Eminent Domain is Such a Drag When It's Your Domain
	Just when you think life might settle down, the universe decides it's not finished with you yet. This time it was a letter from my neighborhood association announcing the widening of our road to accommodate bike lanes.
	The good news is: construction won't start for another year and bike lanes are a fine idea. The bad news is how much of my front yard is slated to disappear. When I looked at the graphic depiction, I burst into tears. Then I recovered and called the County to have someone come show me exactly what would be taken out.
	
Thirteen years ago I bought this house, uninhabitable at the time, with a windfall arts grant and a loan from my dying mother. In the course of shoring up the southeast corner we accumulated a certain amount of dirt, with which I made an ersatz berm between me and the road. There's a six foot drop off there, down to the drainage ditch Then I planted a hedge to block out the sound and view of speeding cars. There was already a 60-foot pine and two old plums. I planted a paper-bark maple, a crabapple, random shrubs people gave me, and lots of lavender. A few years later we put up the cat fence. My front door is 34 feet from the road.

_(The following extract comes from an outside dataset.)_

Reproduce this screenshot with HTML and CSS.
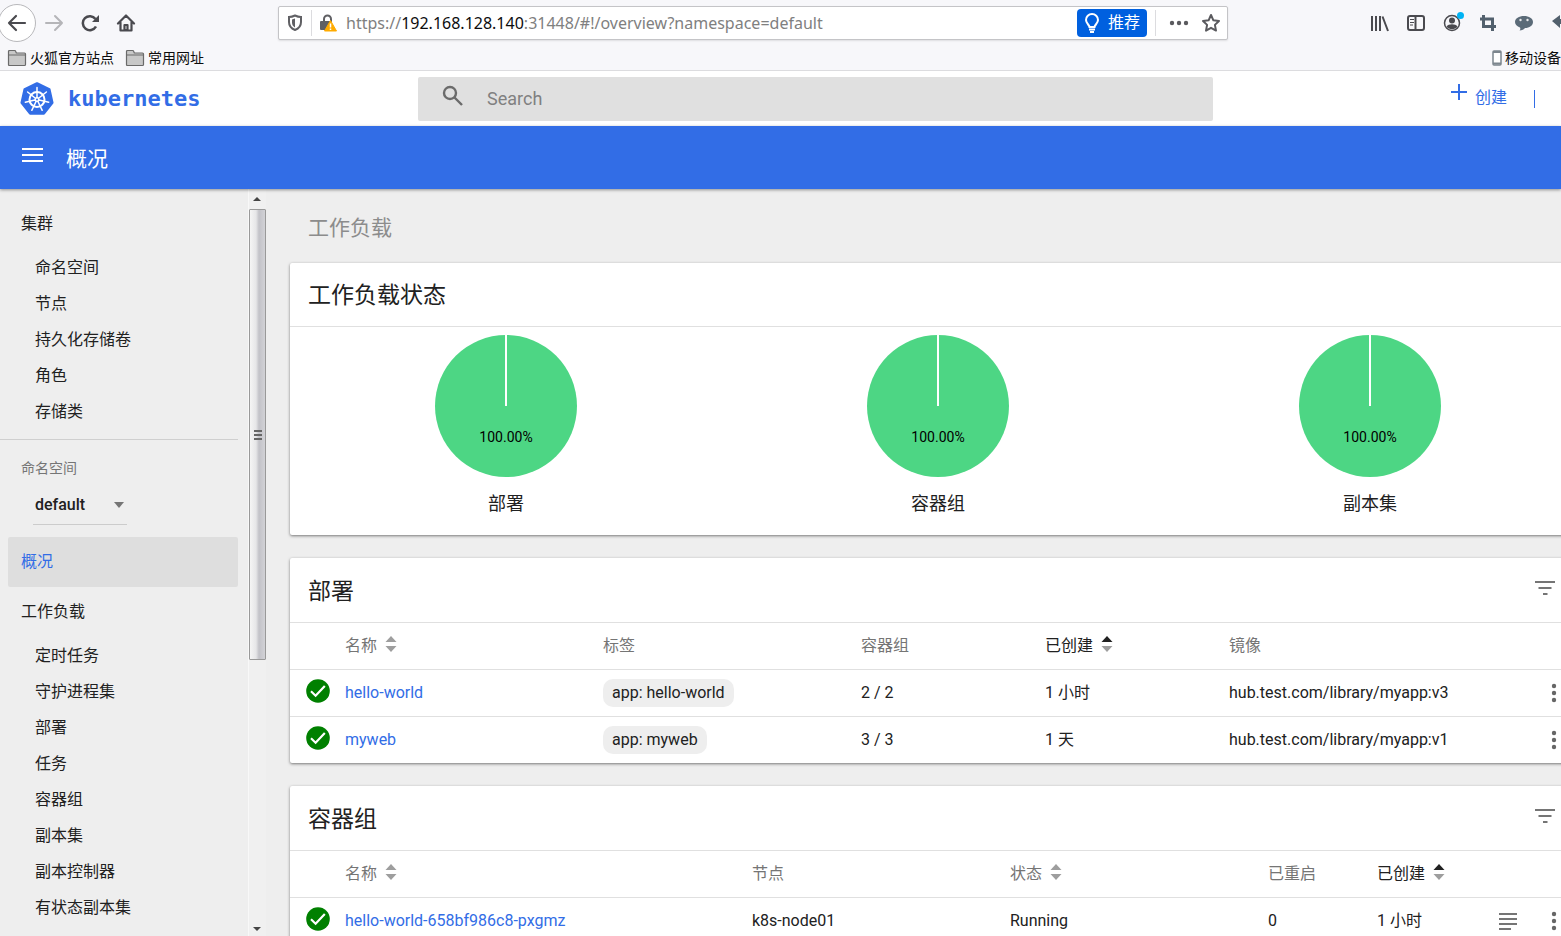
FILE: index.html
```html
<!DOCTYPE html>
<html lang="zh-CN">
<head>
    <meta charset="UTF-8">
    <meta name="viewport" content="width=device-width, initial-scale=1.0">
    <title>概况 - Kubernetes Dashboard</title>
    <link rel="stylesheet" href="styles.css">
</head>
<body>
    <svg class="symbols" aria-hidden="true">
        <symbol id="folder" viewBox="0 0 20 18">
            <path d="M1.500 15.500v-13q0-1 1-1h5q1 0 1.300 1l.5 1.500h8.200q1 0 1 1v10.500q0 1-1 1h-15q-1 0-1-1z" fill="#c8c8c8" stroke="#6a6a6a" stroke-width="1.200"/>
            <path d="M2 6h16" stroke="#6a6a6a"/>
        </symbol>
        <symbol id="sort" viewBox="0 0 12 16">
            <path class="sort-up" d="M6 0l5.500 6h-11z"/>
            <path class="sort-down" d="M6 16l5.500-6h-11z"/>
        </symbol>
        <symbol id="ok" viewBox="0 0 24 24">
            <circle cx="12" cy="12" r="11.800" fill="#008000"/>
            <path d="M5 12.300l4.600 4.400L18.800 7" fill="none" stroke="#fff" stroke-width="2.200"/>
        </symbol>
        <symbol id="filter" viewBox="0 0 20 14">
            <path d="M0 1h20M3.500 7h13M8 13h4.500" stroke="#757575" stroke-width="2"/>
        </symbol>
        <symbol id="more" viewBox="0 0 6 20">
            <g fill="#666"><circle cx="3" cy="3" r="2.200"/><circle cx="3" cy="10" r="2.200"/><circle cx="3" cy="17" r="2.200"/></g>
        </symbol>
    </svg>

    <div class="browser">
        <div class="nav-row">
            <div class="nav-buttons">
                <button class="back-btn" aria-label="后退">
                    <svg width="20" height="18" viewBox="0 0 20 18" fill="none" stroke="#4a4a4f" stroke-width="2.200" stroke-linecap="round" stroke-linejoin="round"><path d="M18 9H2M9 2L2 9l7 7"/></svg>
                </button>
                <button class="nav-btn" aria-label="前进">
                    <svg width="20" height="18" viewBox="0 0 20 18" fill="none" stroke="#b5b5b8" stroke-width="2" stroke-linecap="round" stroke-linejoin="round"><path d="M2 9h16M11 2l7 7-7 7"/></svg>
                </button>
                <button class="nav-btn" aria-label="刷新">
                    <svg width="20" height="18" viewBox="0 0 20 18" fill="none" stroke="#4a4a4f" stroke-width="2.500"><path d="M16 12.500A7 7 0 1 1 15.500 5"/><path d="M19 1v7h-7z" fill="#4a4a4f" stroke="none"/></svg>
                </button>
                <button class="nav-btn" aria-label="主页">
                    <svg width="20" height="18" viewBox="0 0 20 18" fill="none" stroke="#4a4a4f" stroke-width="2.200" stroke-linecap="round" stroke-linejoin="round"><path d="M2 9.500L10 1.500l8 8M4.500 8.500v8h11v-8"/><path d="M8.500 16v-5h3v5z"/></svg>
                </button>
            </div>
            <div class="url-bar">
                <svg width="16" height="18" viewBox="0 0 16 18"><path d="M8 1.500c2 1 4 1.500 6 1.500v5c0 4-2 6.500-6 8-4-1.500-6-4-6-8V3c2 0 4-.5 6-1.500z" fill="none" stroke="#606064" stroke-width="2"/><path d="M8 4.500v9c-2-1-3-3-3-5V5.500z" fill="#606064"/></svg>
                <span class="url-sep"></span>
                <svg width="18" height="18" viewBox="0 0 18 18"><path d="M5 8V5a3.500 3.500 0 0 1 7 0v3" fill="none" stroke="#606064" stroke-width="2"/><rect x="1" y="7" width="11" height="9" rx="1" fill="#606064"/><path d="M11.500 6.500l6 10.500h-12z" fill="#ffab00" stroke="#ffab00" stroke-linejoin="round"/><path d="M11.500 9.500v4M11.500 14.500v1.500" stroke="#fff" stroke-width="1.500"/></svg>
                <div class="url" role="textbox" aria-label="地址" contenteditable="true" spellcheck="false">https://<b>192.168.128.140</b>:31448/#!/overview?namespace=default</div>
                <button class="recommend">
                    <svg width="16" height="20" viewBox="0 0 16 20" fill="none" stroke="#fff" stroke-width="2"><path d="M5.500 14c0-2-3.500-3.500-3.500-7a6 6 0 0 1 12 0c0 3.500-3.500 5-3.500 7z"/><path d="M5 16.500h6M6 19h4"/></svg>
                    推荐
                </button>
                <span class="url-sep"></span>
                <button class="url-btn" aria-label="页面操作">
                    <svg width="20" height="6" viewBox="0 0 20 6" fill="#5a5a5e"><circle cx="3" cy="3" r="2.200"/><circle cx="10" cy="3" r="2.200"/><circle cx="17" cy="3" r="2.200"/></svg>
                </button>
                <button class="url-btn" aria-label="添加书签">
                    <svg width="20" height="20" viewBox="0 0 20 20"><path d="M10 2l2.400 5.300 5.600.7-4.100 3.900 1.100 5.700-5-2.800-5 2.800 1.100-5.700L2 8l5.600-.7z" fill="none" stroke="#5a5a5e" stroke-width="2" stroke-linejoin="round"/></svg>
                </button>
            </div>
            <div class="tool-buttons">
                <button class="nav-btn" aria-label="书库">
                    <svg width="20" height="18" viewBox="0 0 20 18" stroke="#4a4a4f" stroke-width="2"><path d="M2 2v15M6 2v15M10 2v15M12.500 2.500L18 17" fill="none"/></svg>
                </button>
                <button class="nav-btn" aria-label="侧栏">
                    <svg width="20" height="18" viewBox="0 0 20 18" fill="none" stroke="#4a4a4f" stroke-width="2"><rect x="2" y="2" width="16" height="14" rx="2"/><path d="M9.500 2v14"/><path d="M4 5.500h4M4 8.500h4M4 11h3" stroke-width="1"/></svg>
                </button>
                <button class="nav-btn" aria-label="账户">
                    <svg width="20" height="18" viewBox="0 0 20 18"><circle cx="10" cy="9" r="7.500" fill="none" stroke="#4a4a4f" stroke-width="1.500"/><circle cx="10" cy="6.500" r="3" fill="#4a4a4f"/><path d="M4.500 12.500c2-3 9-3 11 0-2.500 3.500-8.500 3.500-11 0z" fill="#4a4a4f"/></svg>
                    <span class="dot"></span>
                </button>
                <button class="nav-btn" aria-label="截图">
                    <svg width="20" height="18" viewBox="0 0 20 18" fill="none" stroke="#52606d" stroke-width="3"><path d="M5.500 1v11.500H18M2 5h12.500v12"/></svg>
                </button>
                <button class="nav-btn" aria-label="聊天">
                    <svg width="20" height="18" viewBox="0 0 20 18"><path d="M10 2c5 0 9 2.500 9 6s-3.500 6-8 6c-1 1.500-3 2.500-5.500 2.500 1-1 1-2 .5-3C3 12.500 1 10.500 1 8c0-3.500 4-6 9-6z" fill="#5b6b78"/><circle cx="6.500" cy="6" r="1.200" fill="#e8e8ea"/><circle cx="13.500" cy="6" r="1.200" fill="#e8e8ea"/></svg>
                </button>
                <button class="nav-btn" aria-label="撤销">
                    <svg width="20" height="18" viewBox="0 0 20 18"><path d="M2 7l8-6v4c5 0 8 3 8 9-2-3-4-4-8-4v4z" fill="#52606d"/></svg>
                </button>
            </div>
        </div>
        <div class="bookmarks">
            <a href="#"><svg width="20" height="18"><use href="#folder"/></svg>火狐官方站点</a>
            <a href="#"><svg width="20" height="18"><use href="#folder"/></svg>常用网址</a>
            <a href="#" class="mobile"><svg width="10" height="16" viewBox="0 0 10 16"><rect x="1" y="1" width="8" height="14" rx="1" fill="#fff" stroke="#7c868e" stroke-width="1.500"/><path d="M1 2h8M1 13.500h8" stroke="#7c868e" stroke-width="2"/></svg>移动设备</a>
        </div>
    </div>

    <header class="header">
        <a href="#" class="logo">
            <svg width="34" height="34" viewBox="0 0 34 34">
                <path d="M17 1.500L29.300 7.400 32.300 20.700 23.800 31.500H10.200L1.700 20.700 4.700 7.400z" fill="#326de6" stroke="#326de6" stroke-width="2.500" stroke-linejoin="round"/>
                <g fill="none" stroke="#fff">
                    <circle cx="17" cy="17.500" r="7.500" stroke-width="2"/>
                    <path stroke-width="1.500" stroke-linecap="round" d="M17 17.500V5.500M17 17.500l9.400-7.500M17 17.500l11.700 2.700M17 17.500l5.200 10.800M17 17.500l-5.200 10.800M17 17.500L5.300 20.200M17 17.500L7.600 10"/>
                </g>
                <circle cx="17" cy="17.500" r="2.500" fill="#fff"/>
                <circle cx="17" cy="17.500" r="1" fill="#326de6"/>
            </svg>
            kubernetes
        </a>
        <label class="search">
            <svg width="22" height="22" viewBox="0 0 22 22" fill="none" stroke="#6b6b6b" stroke-width="2.400"><circle cx="8" cy="8" r="6"/><path d="M12.500 12.500l7.500 7.500"/></svg>
            <input type="text" placeholder="Search" aria-label="Search">
        </label>
        <div class="header-actions">
            <button class="create">
                <svg width="16" height="16" viewBox="0 0 16 16" stroke="#326de6" stroke-width="2"><path d="M8 0v16M0 8h16"/></svg>
                <span>创建</span>
            </button>
            <span class="divider"></span>
        </div>
    </header>

    <div class="action-bar">
        <button class="menu-btn" aria-label="菜单">
            <svg width="21" height="14" viewBox="0 0 21 14" stroke="#fff" stroke-width="2"><path d="M0 1h21M0 7h21M0 13h21"/></svg>
        </button>
        <h1>概况</h1>
    </div>

    <div class="main">
        <nav class="sidebar">
            <a href="#" class="group">集群</a>
            <a href="#" class="item">命名空间</a>
            <a href="#" class="item">节点</a>
            <a href="#" class="item">持久化存储卷</a>
            <a href="#" class="item">角色</a>
            <a href="#" class="item">存储类</a>
            <div class="namespace">
                <label for="namespace">命名空间</label>
                <div class="select-wrap">
                    <select id="namespace"><option>default</option></select>
                    <svg width="10" height="6" viewBox="0 0 10 6"><path d="M0 0h10L5 6z" fill="#757575"/></svg>
                </div>
            </div>
            <a href="#" class="group active">概况</a>
            <a href="#" class="group">工作负载</a>
            <a href="#" class="item">定时任务</a>
            <a href="#" class="item">守护进程集</a>
            <a href="#" class="item">部署</a>
            <a href="#" class="item">任务</a>
            <a href="#" class="item">容器组</a>
            <a href="#" class="item">副本集</a>
            <a href="#" class="item">副本控制器</a>
            <a href="#" class="item">有状态副本集</a>
        </nav>
        <div class="scrollbar">
            <svg width="16" height="20" viewBox="0 0 16 20"><path d="M4 12l4-4 4 4z" fill="#444"/></svg>
            <div class="thumb"><i></i><i></i><i></i></div>
            <div class="track"></div>
            <svg width="16" height="14" viewBox="0 0 16 14"><path d="M4 5l4 4 4-4z" fill="#444"/></svg>
        </div>

        <main class="content">
            <h2 class="section-title">工作负载</h2>

            <section class="card">
                <div class="card-head short"><h3>工作负载状态</h3></div>
                <div class="charts">
                    <figure>
                        <svg width="142" height="142" viewBox="0 0 142 142"><circle cx="71" cy="71" r="71"/><path d="M71 0v71"/><text x="71" y="107">100.00%</text></svg>
                        <figcaption>部署</figcaption>
                    </figure>
                    <figure>
                        <svg width="142" height="142" viewBox="0 0 142 142"><circle cx="71" cy="71" r="71"/><path d="M71 0v71"/><text x="71" y="107">100.00%</text></svg>
                        <figcaption>容器组</figcaption>
                    </figure>
                    <figure>
                        <svg width="142" height="142" viewBox="0 0 142 142"><circle cx="71" cy="71" r="71"/><path d="M71 0v71"/><text x="71" y="107">100.00%</text></svg>
                        <figcaption>副本集</figcaption>
                    </figure>
                </div>
            </section>

            <section class="card">
                <div class="card-head">
                    <h3>部署</h3>
                    <button class="icon-btn" aria-label="筛选"><svg width="20" height="14"><use href="#filter"/></svg></button>
                </div>
                <table>
                    <colgroup>
                        <col class="c-status"><col class="c-mid"><col class="c-mid"><col class="c-small"><col class="c-small"><col><col class="c-menu">
                    </colgroup>
                    <thead>
                        <tr>
                            <th></th>
                            <th>名称<svg class="sort" width="12" height="16"><use href="#sort"/></svg></th>
                            <th>标签</th>
                            <th>容器组</th>
                            <th class="sorted">已创建<svg class="sort" width="12" height="16"><use href="#sort"/></svg></th>
                            <th>镜像</th>
                            <th></th>
                        </tr>
                    </thead>
                    <tbody>
                        <tr>
                            <td class="status"><svg width="24" height="24"><use href="#ok"/></svg></td>
                            <td><a href="#">hello-world</a></td>
                            <td><span class="chip">app: hello-world</span></td>
                            <td>2 / 2</td>
                            <td>1 小时</td>
                            <td>hub.test.com/library/myapp:v3</td>
                            <td><button class="icon-btn" aria-label="更多"><svg width="6" height="20"><use href="#more"/></svg></button></td>
                        </tr>
                        <tr>
                            <td class="status"><svg width="24" height="24"><use href="#ok"/></svg></td>
                            <td><a href="#">myweb</a></td>
                            <td><span class="chip">app: myweb</span></td>
                            <td>3 / 3</td>
                            <td>1 天</td>
                            <td>hub.test.com/library/myapp:v1</td>
                            <td><button class="icon-btn" aria-label="更多"><svg width="6" height="20"><use href="#more"/></svg></button></td>
                        </tr>
                    </tbody>
                </table>
            </section>

            <section class="card">
                <div class="card-head">
                    <h3>容器组</h3>
                    <button class="icon-btn" aria-label="筛选"><svg width="20" height="14"><use href="#filter"/></svg></button>
                </div>
                <table>
                    <colgroup>
                        <col class="c-status"><col><col class="c-mid"><col class="c-mid"><col class="c-count"><col class="c-age"><col class="c-logs"><col class="c-menu">
                    </colgroup>
                    <thead>
                        <tr>
                            <th></th>
                            <th>名称<svg class="sort" width="12" height="16"><use href="#sort"/></svg></th>
                            <th>节点</th>
                            <th>状态<svg class="sort" width="12" height="16"><use href="#sort"/></svg></th>
                            <th>已重启</th>
                            <th class="sorted">已创建<svg class="sort" width="12" height="16"><use href="#sort"/></svg></th>
                            <th></th>
                            <th></th>
                        </tr>
                    </thead>
                    <tbody>
                        <tr>
                            <td class="status"><svg width="24" height="24"><use href="#ok"/></svg></td>
                            <td><a href="#">hello-world-658bf986c8-pxgmz</a></td>
                            <td>k8s-node01</td>
                            <td>Running</td>
                            <td>0</td>
                            <td>1 小时</td>
                            <td><button class="icon-btn" aria-label="日志"><svg width="18" height="18" viewBox="0 0 18 18" stroke="#757575" stroke-width="2"><path d="M0 2h18M0 7h18M0 12h18M0 17h12"/></svg></button></td>
                            <td><button class="icon-btn" aria-label="更多"><svg width="6" height="20"><use href="#more"/></svg></button></td>
                        </tr>
                    </tbody>
                </table>
            </section>
        </main>
    </div>
</body>
</html>
```
FILE: styles.css
```css
* {
    box-sizing: border-box;
}

body {
    margin: 0;
    height: 100vh;
    display: flex;
    flex-direction: column;
    overflow: hidden;
    background-color: #eeeeee;
    color: #212121;
    font-family: Roboto, "Noto Sans CJK SC", sans-serif;
    font-size: 16px;
    line-height: 24px;
}

button {
    display: flex;
    align-items: center;
    justify-content: center;
    flex: none;
    padding: 0;
    border: none;
    background: none;
    font: inherit;
    cursor: pointer;
}

a {
    color: inherit;
    text-decoration: none;
}

svg {
    flex: none;
}

h1, h2, h3 {
    margin: 0;
    font-weight: 400;
}

.symbols {
    position: absolute;
    width: 0;
    height: 0;
}

/* Browser toolbar */
.browser {
    flex: none;
    background-color: #f7f7fa;
    border-bottom: 1px solid #dcdcdf;
}

.nav-row {
    display: flex;
    align-items: center;
    height: 45px;
}

.nav-buttons {
    display: flex;
    align-items: center;
    width: 278px;
    flex: none;
}

.back-btn {
    width: 38px;
    height: 38px;
    margin-left: -2px;
    background-color: #fff;
    border: 1px solid #b8b8bb;
    border-radius: 50%;
}

.nav-btn {
    position: relative;
    width: 36px;
    height: 36px;
}

.url-bar {
    flex: 1;
    min-width: 0;
    display: flex;
    align-items: center;
    height: 34px;
    padding-left: 8px;
    background-color: #fff;
    border: 1px solid #c4c4c7;
    border-radius: 2px;
    box-shadow: 0 1px 2px rgba(0, 0, 0, 0.1);
}

.url-sep {
    width: 1px;
    height: 26px;
    margin: 0 7px 0 8px;
    background-color: #dcdcdf;
}

.url {
    flex: 1;
    min-width: 0;
    margin-left: 9px;
    overflow: hidden;
    white-space: nowrap;
    outline: none;
    color: #808080;
    font-family: "Noto Sans", sans-serif;
    font-size: 16px;
}

.url b {
    font-weight: 400;
    color: #0c0c0d;
}

.recommend {
    gap: 8px;
    width: 70px;
    height: 28px;
    border-radius: 4px;
    background-color: #0060df;
    color: #fff;
}

.url-btn {
    width: 32px;
    height: 32px;
}

.tool-buttons {
    display: flex;
    width: 333px;
    flex: none;
    padding-left: 134px;
    overflow: hidden;
}

.dot {
    position: absolute;
    top: 7px;
    right: 6px;
    width: 7px;
    height: 7px;
    border-radius: 50%;
    background-color: #00b3f4;
}

.bookmarks {
    display: flex;
    gap: 11px;
    height: 25px;
    padding-left: 7px;
    color: #0c0c0d;
    font-size: 14px;
}

.bookmarks a {
    display: flex;
    align-items: center;
    gap: 3px;
    white-space: nowrap;
}

.bookmarks .mobile {
    margin-left: auto;
}

/* Dashboard header */
.header {
    flex: none;
    display: flex;
    align-items: center;
    height: 55px;
    background-color: #fff;
}

.logo {
    display: flex;
    align-items: center;
    gap: 14px;
    width: 418px;
    flex: none;
    padding-left: 20px;
    color: #326de6;
    font-family: "DejaVu Sans Mono", monospace;
    font-size: 22px;
    font-weight: bold;
}

.search {
    flex: 1;
    min-width: 0;
    display: flex;
    align-items: center;
    gap: 23px;
    height: 44px;
    padding: 0 24px;
    background-color: #e0e0e0;
    border-radius: 2px;
}

.search svg {
    margin-bottom: 6px;
}

.search input {
    flex: 1;
    min-width: 0;
    padding: 0;
    border: none;
    outline: none;
    background: none;
    font: inherit;
    font-size: 18px;
}

.search input::placeholder {
    color: #808080;
}

.header-actions {
    display: flex;
    align-items: center;
    justify-content: flex-end;
    gap: 27px;
    width: 348px;
    flex: none;
    padding-right: 26px;
}

.create {
    align-items: flex-start;
    gap: 8px;
    height: 30px;
    color: #326de6;
}

.create span {
    padding-top: 2px;
}

.divider {
    width: 1px;
    height: 18px;
    background-color: #326de6;
}

.action-bar {
    position: relative;
    flex: none;
    display: flex;
    align-items: center;
    gap: 23px;
    height: 63px;
    padding-left: 22px;
    background-color: #326de6;
    color: #fff;
    box-shadow: 0 1px 3px rgba(0, 0, 0, 0.4);
}

.menu-btn {
    padding-bottom: 5px;
}

.action-bar h1 {
    padding-top: 2px;
    font-size: 21px;
}

.main {
    flex: 1;
    min-height: 0;
    display: flex;
}

/* Sidebar */
.sidebar {
    width: 248px;
    flex: none;
    padding-top: 10px;
    overflow: hidden;
}

.sidebar a {
    display: block;
}

.group {
    margin: 0 10px 0 8px;
    padding-left: 13px;
    line-height: 50px;
}

.group.active {
    background-color: #dedede;
    border-radius: 2px;
    color: #326de6;
}

.group + .item {
    margin-top: 1px;
}

.item {
    padding-left: 35px;
    line-height: 36px;
}

.namespace {
    margin: 9px 10px 12px 0;
    padding: 16px 0 0 21px;
    border-top: 1px solid #cfcfcf;
    color: #757575;
    font-size: 14px;
}

.namespace label {
    display: block;
}

.select-wrap {
    display: flex;
    align-items: center;
    width: 94px;
    height: 40px;
    margin: 5px 0 0 12px;
    padding: 0 3px 0 2px;
    border-bottom: 1px solid #cccccc;
}

.select-wrap select {
    flex: 1;
    min-width: 0;
    padding: 0;
    border: none;
    outline: none;
    background: none;
    appearance: none;
    color: #212121;
    font: inherit;
    font-size: 16px;
    font-weight: 500;
}

.scrollbar {
    display: flex;
    flex-direction: column;
    width: 18px;
    flex: none;
    border-left: 1px solid #f8f8f8;
    background-color: #f0f0f0;
}

.thumb {
    flex: 12;
    display: flex;
    flex-direction: column;
    align-items: center;
    justify-content: center;
    gap: 2px;
    border: 1px solid #999;
    border-radius: 1px;
    background: linear-gradient(to right, #f5f5f5, #e6e6e8 40%, #c2c2c8 60%, #d2d2d6);
}

.thumb i {
    width: 8px;
    height: 2px;
    background-color: #666;
}

.track {
    flex: 7;
}

/* Content */
.content {
    flex: 1;
    min-width: 0;
    margin-right: -25px;
    padding-left: 24px;
}

.section-title {
    padding: 27px 0 23px 18px;
    color: #8c8c8c;
    font-size: 21px;
}

.card {
    margin-bottom: 23px;
    background-color: #fff;
    border-radius: 2px;
    box-shadow: 0 1px 3px rgba(0, 0, 0, 0.5);
}

.card-head {
    display: flex;
    align-items: center;
    justify-content: space-between;
    height: 65px;
    padding: 0 31px 0 18px;
    border-bottom: 1px solid #e0e0e0;
}

.card-head.short {
    height: 64px;
}

.card-head h3 {
    padding-top: 3px;
    font-size: 23px;
}

.card-head .icon-btn {
    padding-bottom: 4px;
}

.charts {
    display: flex;
    padding: 8px 0 19px;
}

.charts figure {
    flex: 1;
    display: flex;
    flex-direction: column;
    align-items: center;
    gap: 15px;
    margin: 0;
    font-size: 18px;
}

.charts circle {
    fill: #4dd684;
}

.charts path {
    stroke: #fff;
    stroke-width: 2;
}

.charts text {
    font-size: 14px;
    text-anchor: middle;
}

table {
    width: 100%;
    table-layout: fixed;
    border-collapse: collapse;
}

.c-status { width: 55px; }
.c-mid { width: 258px; }
.c-small { width: 184px; }
.c-count { width: 109px; }
.c-age { width: 122px; }
.c-logs { width: 52px; }
.c-menu { width: 35px; }

th, td {
    height: 46px;
    padding: 0;
    text-align: left;
    white-space: nowrap;
}

td {
    height: 47px;
    border-top: 1px solid #e0e0e0;
}

th {
    color: #757575;
    font-weight: 400;
}

th.sorted {
    color: #212121;
}

.sort {
    margin-left: 8px;
    vertical-align: -1px;
    color: #9e9e9e;
}

.sort-up {
    fill: currentColor;
}

.sort-down {
    fill: #9e9e9e;
}

.sorted .sort {
    color: #212121;
}

td a {
    color: #326de6;
}

.status svg {
    display: block;
    margin: 0 0 4px 16px;
}

.chip {
    display: inline-block;
    padding: 2px 9px;
    border-radius: 10px;
    background-color: #eeeeee;
}
```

	The proposed changes will take down trees, hedge, and shrubs, and it's likely I'll have to move the lavender so they can bring in their equipment. If I want to save the crabapple and maple, I can get them moved, but the crabapple may not survive, and has a life-span of 15 years, so I'm being advised to plant a new one instead. 
	I've heard the County will offer me some money in exchange for this headache, but I don't know how much. That tall pine gives my house morning shade, and I'm betting the six feet or so of vertical ground they're removing from in front of my door blocks a huge amount of noise, so it will be a lot louder here. As a person who keeps her doors open all the time, I can't see how this is going to be anything but bad news. I already hear what the bike-riders say when they whiz past, now it will feel as though they're going to ride right into my lap.
	I haven't explored all my options yet. Maybe I can dispute what the County wants to pay for this land grab, or cajole the designers to push all the changes across the street, where there's only a vacant lot and no pines. I don't want to move, I love it here! 
	I'm frustrated and pissed. But it is a great education. The right of eminent domain seems like a sad but reasonable thing when you read about it in the news, applied to some out-of-state engineering project. 
	Not so much fun when it's taking away your own front yard.